使用 SageMaker 部署 ChatGLM-6B 自定义 API

ChatGLM-6B 默认是一个聊天模型，也可以用来提取 embeddings。但当前的企业内部智能搜索方案大多都使用了 text2vec + LLM 多个模型，text2vec 用于向量生产，LLM 用于对查询结果进行总结。本文试试图使用同一个 LLM 模型完成这两项工作，编写自定义 API，并将模型部署到 SageMaker 上。

关键代码

废话不多说，ChatGLM-6B 抽取 embeddings 的关键代码如下：

def to_embeddings(model,text):
    input_ids = tokenizer.encode(text, return_tensors="pt").to("cuda")
    model_output = model(input_ids, output_hidden_states=True)
    data = (model_output.hidden_states[-1].transpose(0, 1))[0]
    data = F.normalize(torch.mean(data, dim=0), p=2, dim=0)
    return data.tolist()

上述代码不做过多解释，因为我也不太懂。

生成的结果是一个长度为 4096 的浮点数组。

SageMaker predict 接口设计

也直接看代码吧：

def predict_fn(data, pipe):
    text = data.pop("text", data)
    type = data.pop("type", 0)

    if type == 0:
        response, history = pipe.chat(tokenizer, text, history=[])
        return response
    else:
        return to_embeddings(pipe, text)

预测接口增加了参数 type，可以通过使用此参数来执行不同的任务，在本例中

type 为 0 执行聊天任务
else 生成 embeddings

部署

关键代码已经完成，现在只需要将上述逻辑放到项目的 code 目录下的 inference.py 文件中，ChatGLM-6B 模型我们直接让 SageMaker 去 Huggingface 上下载。

code 目录我已经打包上传到 S3。

import boto3  
from sagemaker.huggingface.model import HuggingFaceModel

s3_model = "s3://cloudbeer-llm-models/llm/chatglm-6b-model.tar.gz"

iam_client = boto3.client('iam')
role = iam_client.get_role(RoleName='HuggingfaceExecuteRole')['Role']['Arn']

huggingface_model = HuggingFaceModel(
  model_data=s3_model,
  role=role,
  transformers_version='4.26',
  pytorch_version='1.13',
  py_version='py39',
)

predictor = huggingface_model.deploy(
  initial_instance_count=1,
  instance_type='ml.g4dn.2xlarge',
  endpoint_name='chatglm-6b-model',
)

测试

SageMaker 模型加载

from sagemaker.huggingface.model import HuggingFacePredictor

predictor = HuggingFacePredictor(
  endpoint_name='chatglm-6b-model'
)

对话

predictor.predict({
    "text": "你好，你是谁"
})

'我是一个名为 ChatGLM-6B 的人工智能助手，是基于清华大学 KEG 实验室和智谱 AI 公司于 2023 年共同训练的语言模型开发的。

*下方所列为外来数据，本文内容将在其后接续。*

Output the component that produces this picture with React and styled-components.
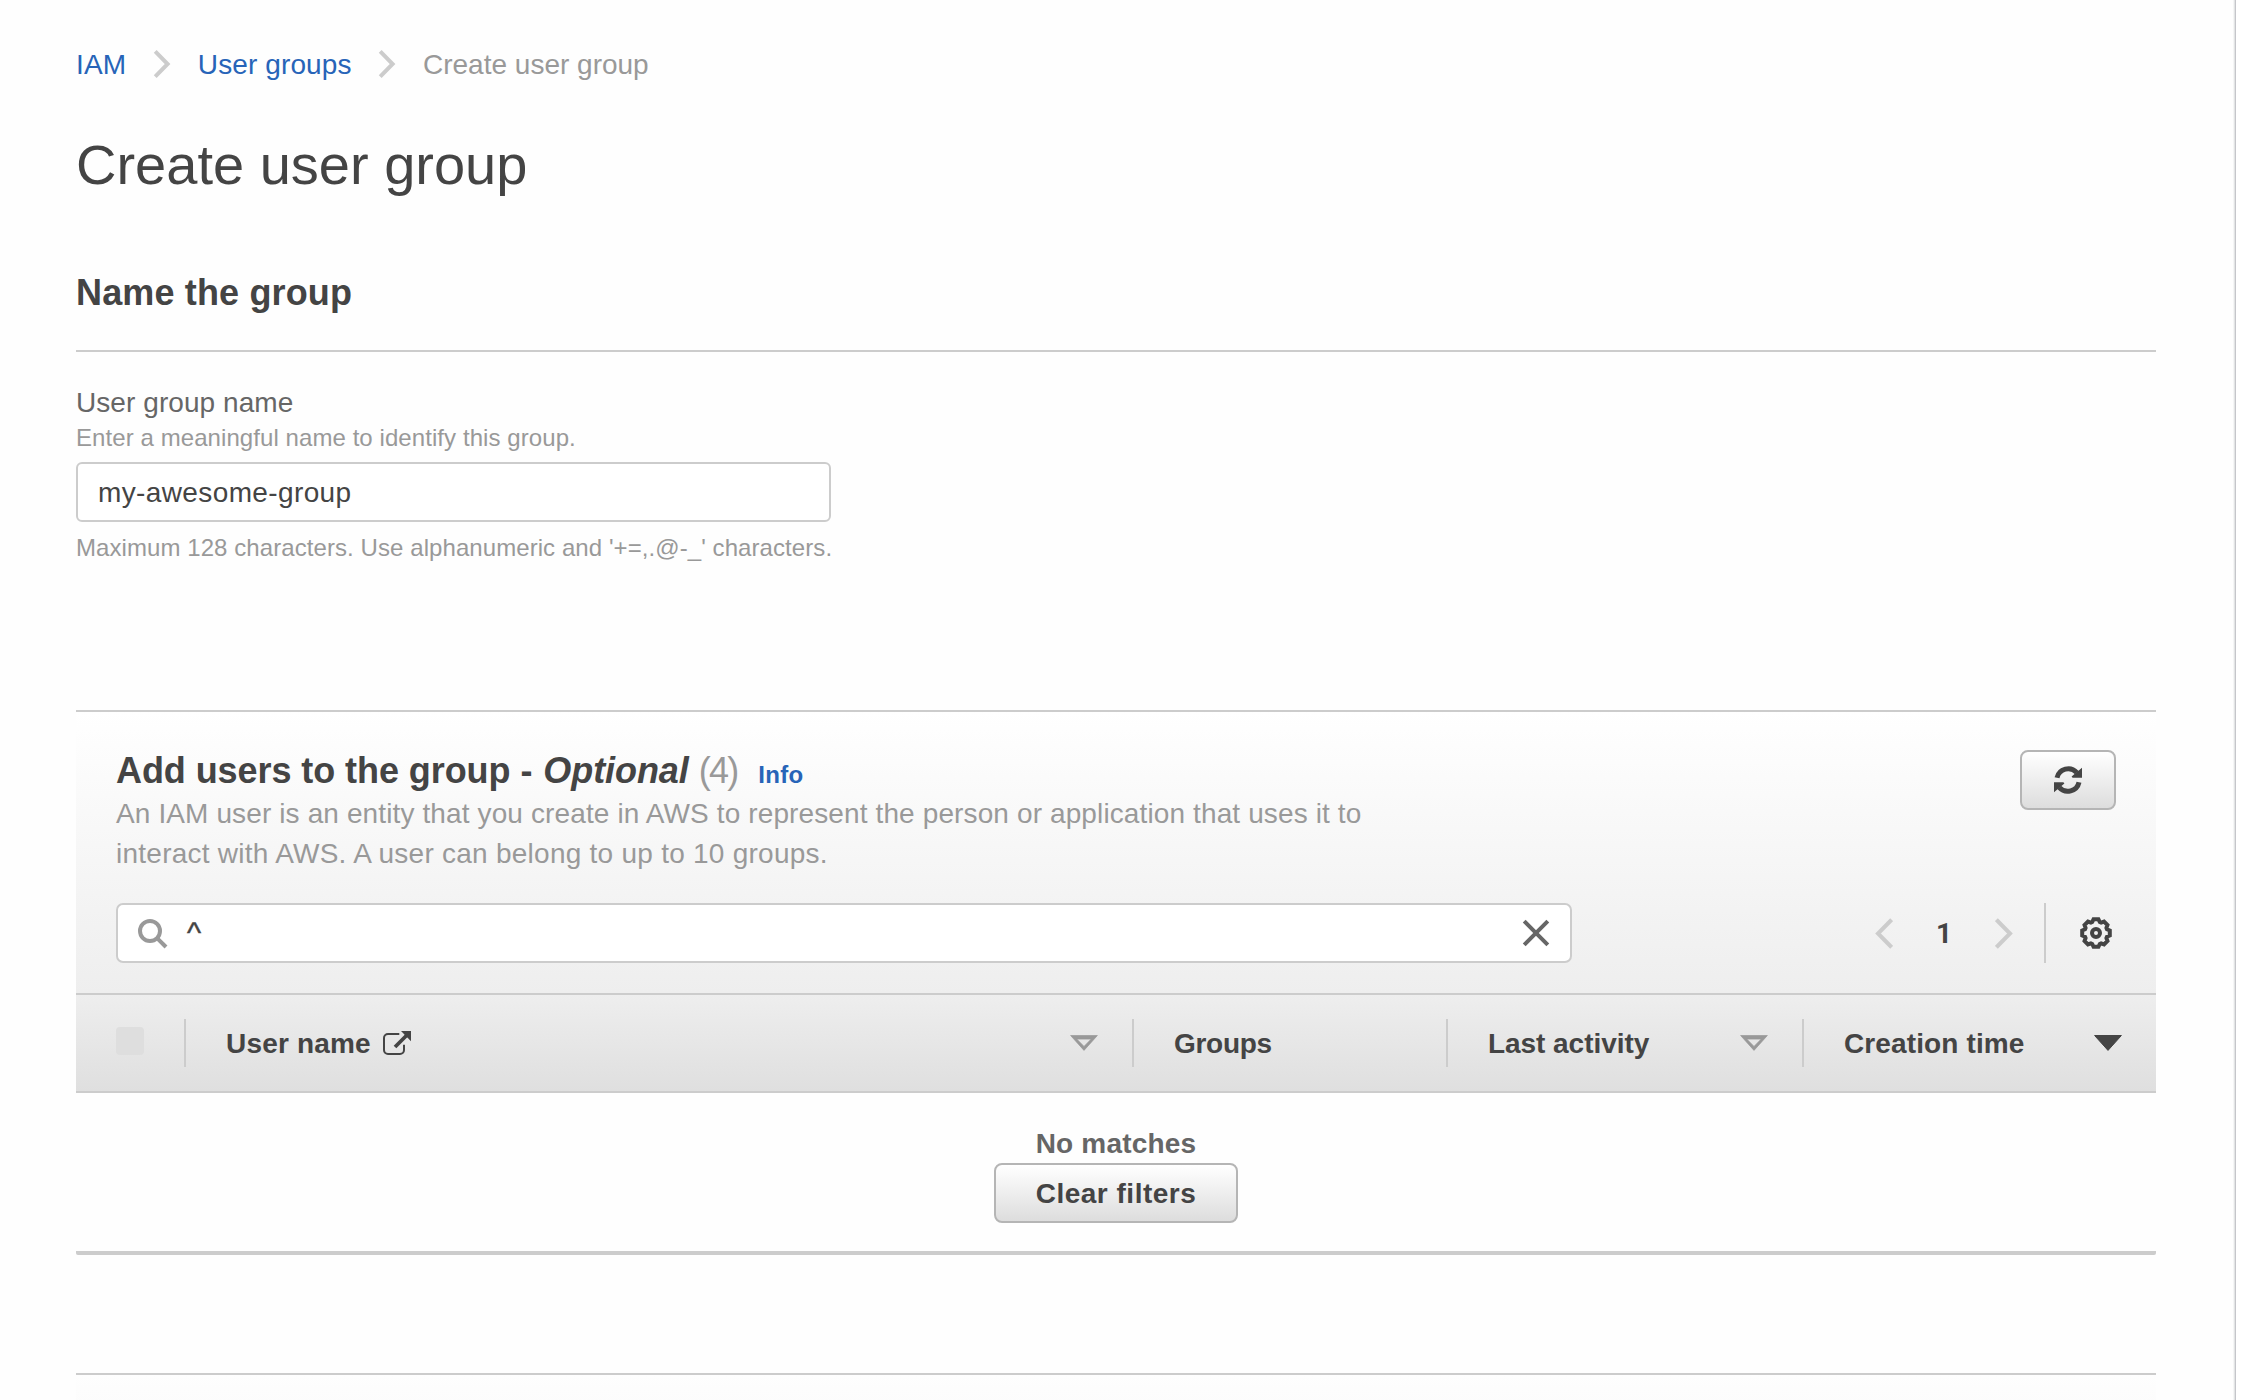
import React from "react";
import styled, { createGlobalStyle } from "styled-components";

const colors = {
  text: "#444",
  label: "#666",
  muted: "#999",
  line: "#ccc",
  buttonLine: "#b5b5b5",
  link: "#2764b8",
};

const GlobalStyle = createGlobalStyle`
  *, *::before, *::after { box-sizing: border-box; }
  html, body { margin: 0; background: #fff; }
  body {
    color: ${colors.text};
    font-family: "Liberation Sans", "Helvetica Neue", Arial, sans-serif;
    font-size: 28px;
    overflow: hidden;
  }
  h1, h2, p { margin: 0; }
`;

const Frame = styled.div`
  display: flex;
  height: 1400px;
  overflow: hidden;
`;

const Page = styled.main`
  width: 2233px;
  padding: 44px 77px 0 76px;
  background: #fefefe;
`;

const PageEdge = styled.div`
  width: 3px;
  background: linear-gradient(to right, #f5f6f6 0 1px, #e2e4e5 1px 2px, #c5c6ca 2px 3px);
`;

const Icon = styled.svg`
  display: block;
  flex: none;
  fill: none;
  stroke: currentColor;
`;

/* Breadcrumb and title */

const Breadcrumb = styled.nav`
  display: flex;
  align-items: flex-start;
  height: 41px;
  line-height: 41px;
`;

const Crumb = styled.a`
  width: ${(p) => p.$width};
  letter-spacing: ${(p) => p.$track || "normal"};
  white-space: nowrap;
  color: ${(p) => (p.$current ? colors.muted : colors.link)};
`;

const CrumbArrow = styled.span`
  width: 45px;
  padding-top: 6px;
  color: ${colors.line};
`;

const PageTitle = styled.h1`
  margin-top: 47px;
  font-size: 56px;
  font-weight: 400;
  line-height: 65px;
`;

/* Name section */

const SectionHeading = styled.h2`
  margin-top: 73px;
  padding-bottom: 35px;
  border-bottom: 2px solid ${colors.line};
  font-size: 36px;
  font-weight: 700;
  line-height: 45px;
  letter-spacing: 0.15px;
`;

const Field = styled.div`
  display: flex;
  flex-direction: column;
  width: 760px;
  height: 180px;
  margin-top: 32px;
`;

const FieldLabel = styled.label`
  color: ${colors.label};
  line-height: 37px;
  letter-spacing: 0.07px;
`;

const Hint = styled.span`
  color: ${colors.muted};
  font-size: 24px;
  line-height: 33px;
  letter-spacing: 0.075px;
  white-space: nowrap;
`;

const TextBox = styled.div`
  width: 755px;
  height: 60px;
  margin: 8px 0 9px;
  padding: 13px 20px 0;
  border: 2px solid ${colors.line};
  border-radius: 6px;
  background: #fff;
  line-height: 31px;
  letter-spacing: 0.38px;
`;

/* Users panel */

const Panel = styled.section`
  margin-top: 146px;
  border-top: 2px solid ${colors.line};
  border-bottom: 4px solid ${colors.line};
  border-radius: 0 0 2px 2px;
`;

const PanelHeader = styled.header`
  height: 281px;
  padding: 36px 40px 0;
  background: linear-gradient(#fff, #eee);
`;

const PanelTop = styled.div`
  display: flex;
  justify-content: space-between;
  height: 155px;
`;

const PanelHeading = styled.h2`
  display: flex;
  align-items: baseline;
  font-size: 36px;
  line-height: 45px;
  letter-spacing: -0.07px;
  white-space: nowrap;
`;

const Optional = styled.em`
  margin-left: 11px;
`;

const Count = styled.span`
  margin-left: 10px;
  color: ${colors.muted};
  font-weight: 400;
  letter-spacing: -1.8px;
`;

const InfoLink = styled.a`
  margin-left: 21px;
  color: ${colors.link};
  font-size: 24px;
  line-height: 33px;
  letter-spacing: 0.25px;
`;

const Description = styled.p`
  margin-top: 1px;
  color: ${colors.muted};
  line-height: 40px;
  white-space: nowrap;
`;

const DescriptionLine = styled.span`
  display: block;
  letter-spacing: ${(p) => p.$track};
`;

const Button = styled.button`
  display: flex;
  justify-content: center;
  width: ${(p) => p.$width};
  height: 60px;
  margin: 2px 0 0;
  padding: ${(p) => (p.$iconOnly ? "14px" : "13px")} 0 0;
  border: 2px solid ${colors.buttonLine};
  border-radius: 8px;
  background: linear-gradient(#fff, #ddd);
  color: ${colors.text};
  font: 700 28px/31px "Liberation Sans", "Helvetica Neue", Arial, sans-serif;
  letter-spacing: 0.5px;
`;

const Toolbar = styled.div`
  display: flex;
  justify-content: space-between;
  height: 60px;
`;

const SearchBox = styled.div`
  display: flex;
  width: 1456px;
  height: 60px;
  padding: 12px 20px 0;
  border: 2px solid ${colors.line};
  border-radius: 7px;
  background: #fff;
  line-height: 31px;
`;

const SearchIcon = styled.span`
  padding-top: 2px;
  color: ${colors.muted};
`;

const Query = styled.span`
  flex: 1;
  padding-left: 19px;
  font-size: 30px;
  -webkit-text-stroke: 0.5px ${colors.text};
`;

const ClearIcon = styled.span`
  padding-top: 2px;
  color: ${colors.label};
`;

const Pager = styled.div`
  display: flex;
  align-items: center;
  color: ${colors.line};
`;

const PageNumber = styled.span`
  width: 102px;
  padding-top: 1px;
  color: ${colors.text};
  font: 700 28px/33px Roboto, "Liberation Sans", sans-serif;
  text-align: center;
`;

const PagerDivider = styled.span`
  width: 2px;
  height: 60px;
  margin: 0 34px 0 31px;
  background: ${colors.line};
`;

const SettingsIcon = styled.span`
  margin-right: 4px;
  color: ${colors.text};
`;

/* Table */

const HeadRow = styled.div`
  display: grid;
  grid-template-columns: 110px 948px 314px 356px 352px;
  height: 100px;
  border-top: 2px solid ${colors.line};
  border-bottom: 2px solid ${colors.line};
  background: linear-gradient(#eee, #dfdfdf);
`;

const HeadCell = styled.div`
  display: flex;
  align-items: center;
  padding-left: 40px;
  font-weight: 700;
`;

const HeadLabel = styled.span`
  padding-top: 1px;
  line-height: 41px;
  letter-spacing: ${(p) => p.$track};
  white-space: nowrap;
`;

const LabelIcon = styled.span`
  margin-left: 12px;
`;

const SortIcon = styled.span`
  margin: 0 34px 0 auto;
  color: ${(p) => (p.$active ? colors.text : colors.muted)};
`;

const CellDivider = styled.span`
  width: 2px;
  height: 48px;
  margin-left: ${(p) => (p.$push ? "auto" : "0")};
  background: ${colors.line};
`;

const Checkbox = styled.span`
  width: 28px;
  height: 28px;
  margin-bottom: 4px;
  border-radius: 4px;
  background: #dedede;
`;

const EmptyState = styled.div`
  display: flex;
  flex-direction: column;
  align-items: center;
  height: 158px;
  padding-top: 33px;
`;

const EmptyText = styled.span`
  color: ${colors.label};
  font-weight: 700;
  line-height: 35px;
  letter-spacing: 0.2px;
`;

const NextPanel = styled.section`
  height: 60px;
  margin-top: 118px;
  border-top: 2px solid ${colors.line};
  background: linear-gradient(#fefefe, #fafafa);
`;

/* Icons */

const CrumbChevron = () => (
  <Icon width="18" height="28" viewBox="0 0 18 28" strokeWidth="4">
    <path d="M2.2 1.4 14.6 14 2.2 26.6" />
  </Icon>
);

const PagerChevron = ({ back }) => (
  <Icon width="18" height="31" viewBox="0 0 18 31" strokeWidth="4">
    <path d={back ? "M16.6 1.7 3 15.5 16.6 29.3" : "M1.4 1.7 15 15.5 1.4 29.3"} />
  </Icon>
);

const Magnifier = () => (
  <Icon width="30" height="30" viewBox="0 0 30 30" strokeWidth="4">
    <circle cx="12" cy="12" r="10" />
    <path d="M19.3 19.3 28 28" />
  </Icon>
);

const Cross = () => (
  <Icon width="28" height="28" viewBox="0 0 28 28" strokeWidth="4">
    <path d="M2.2 2.2 25.8 25.8M25.8 2.2 2.2 25.8" />
  </Icon>
);

const Refresh = () => (
  <Icon width="28" height="28" viewBox="0 0 28 28" strokeWidth="5">
    <path d="M3 11.8A11.5 11.5 0 0 1 22.8 6.6M25 16.2A11.5 11.5 0 0 1 5.2 21.4" />
    <path
      d="M28 1.7V11.7H18.6L17.6 10.4ZM0 26.3V16.3H9.4L10.4 17.6Z"
      fill="currentColor"
      stroke="none"
    />
  </Icon>
);

const gearPoints = Array.from({ length: 8 }, (_, i) => i * 45)
  .flatMap((deg) => [
    [14, deg - 10],
    [14, deg + 10],
    [11.6, deg + 19],
    [11.6, deg + 26],
  ])
  .map(([r, deg]) => {
    const a = (deg * Math.PI) / 180;
    return `${(16 + r * Math.cos(a)).toFixed(2)},${(16 + r * Math.sin(a)).toFixed(2)}`;
  })
  .join(" ");

const Gear = () => (
  <Icon width="32" height="32" viewBox="0 0 32 32" strokeWidth="4">
    <polygon points={gearPoints} />
    <circle cx="16" cy="16" r="4" />
  </Icon>
);

const External = () => (
  <Icon width="28" height="24" viewBox="0 0 28 24" strokeWidth="2">
    <path d="M16.3 3H5a4 4 0 0 0-4 4v12a4 4 0 0 0 4 4h12a4 4 0 0 0 4-4v-5.3" />
    <path d="M12 16 24 4" strokeWidth="3.8" />
    <path d="M18 0H28V10.2Z" fill="currentColor" stroke="none" />
  </Icon>
);

const SortTriangle = ({ solid }) => (
  <Icon width="28" height="16" viewBox="0 0 28 16" strokeWidth="1" strokeLinejoin="round">
    <path
      d={solid ? "M.6.5H27.4L14 15.4Z" : "M.6.5H27.4L14 15.4ZM6.8 4.1 14 11.4 21.2 4.1Z"}
      fill="currentColor"
      fillRule="evenodd"
      strokeWidth={solid ? 1 : 0.7}
    />
  </Icon>
);

export default function App() {
  return (
    <Frame>
      <GlobalStyle />
      <Page>
        <Breadcrumb>
          <Crumb $width="76.8px" $track="0.1px">IAM</Crumb>
          <CrumbArrow><CrumbChevron /></CrumbArrow>
          <Crumb $width="180.2px" $track="0.12px">User groups</Crumb>
          <CrumbArrow><CrumbChevron /></CrumbArrow>
          <Crumb $current>Create user group</Crumb>
        </Breadcrumb>
        <PageTitle>Create user group</PageTitle>

        <SectionHeading>Name the group</SectionHeading>
        <Field>
          <FieldLabel>User group name</FieldLabel>
          <Hint>Enter a meaningful name to identify this group.</Hint>
          <TextBox>my-awesome-group</TextBox>
          <Hint>Maximum 128 characters. Use alphanumeric and '+=,.@-_' characters.</Hint>
        </Field>

        <Panel>
          <PanelHeader>
            <PanelTop>
              <div>
                <PanelHeading>
                  Add users to the group - <Optional>Optional</Optional>
                  <Count>(4)</Count>
                  <InfoLink>Info</InfoLink>
                </PanelHeading>
                <Description>
                  <DescriptionLine $track="0.12px">
                    An IAM user is an entity that you create in AWS to represent the person or
                    application that uses it to
                  </DescriptionLine>
                  <DescriptionLine $track="0.25px">
                    interact with AWS. A user can belong to up to 10 groups.
                  </DescriptionLine>
                </Description>
              </div>
              <Button $width="96px" $iconOnly aria-label="Refresh">
                <Refresh />
              </Button>
            </PanelTop>
            <Toolbar>
              <SearchBox>
                <SearchIcon><Magnifier /></SearchIcon>
                <Query>^</Query>
                <ClearIcon><Cross /></ClearIcon>
              </SearchBox>
              <Pager>
                <PagerChevron back />
                <PageNumber>1</PageNumber>
                <PagerChevron />
                <PagerDivider />
                <SettingsIcon><Gear /></SettingsIcon>
              </Pager>
            </Toolbar>
          </PanelHeader>

          <HeadRow>
            <HeadCell>
              <Checkbox />
              <CellDivider $push />
            </HeadCell>
            <HeadCell>
              <HeadLabel $track="0.17px">User name</HeadLabel>
              <LabelIcon><External /></LabelIcon>
              <SortIcon><SortTriangle /></SortIcon>
              <CellDivider />
            </HeadCell>
            <HeadCell>
              <HeadLabel $track="-0.3px">Groups</HeadLabel>
              <CellDivider $push />
            </HeadCell>
            <HeadCell>
              <HeadLabel $track="-0.05px">Last activity</HeadLabel>
              <SortIcon><SortTriangle /></SortIcon>
              <CellDivider />
            </HeadCell>
            <HeadCell>
              <HeadLabel $track="0.12px">Creation time</HeadLabel>
              <SortIcon $active><SortTriangle solid /></SortIcon>
            </HeadCell>
          </HeadRow>

          <EmptyState>
            <EmptyText>No matches</EmptyText>
            <Button $width="244px">Clear filters</Button>
          </EmptyState>
        </Panel>

        <NextPanel />
      </Page>
      <PageEdge />
    </Frame>
  );
}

我的任务是针对用户的问题和要求提供适当的答复和支持。'

生产 embedddings

res = predictor.predict({
    "text": "你好世界",
    "type": 1
})

print(len(res), res[:2])

4096 [-0.0092010498046875, 0.0296630859375]

避坑

下面的坑截止到本文写作日期存在：

ChatGLM-6B 的最小机型应该是 2xlarge，如 ml.g4dn.2xlarge，我使用 xlarge 一直出错，日志显示模型无法加载到 100%。
transfomers 的最小版本需求为 4.27.1，当前 SageMaker 的 Huggingface 最高版本是 4.26.1，在 requirements.txt 中加入相应的版本依赖即可。
如果使用了 CUDA，按照报错信息，需要增加 cpm-kernels 的依赖。

我的 code/requirements.txt 如下：

cpm-kernels==1.0.11
transformers==4.27.1

参考：

本文完整源码

https://huggingface.co/THUDM/chatglm-6b

FastChat 中各 LLM 获取 embeddings 的方法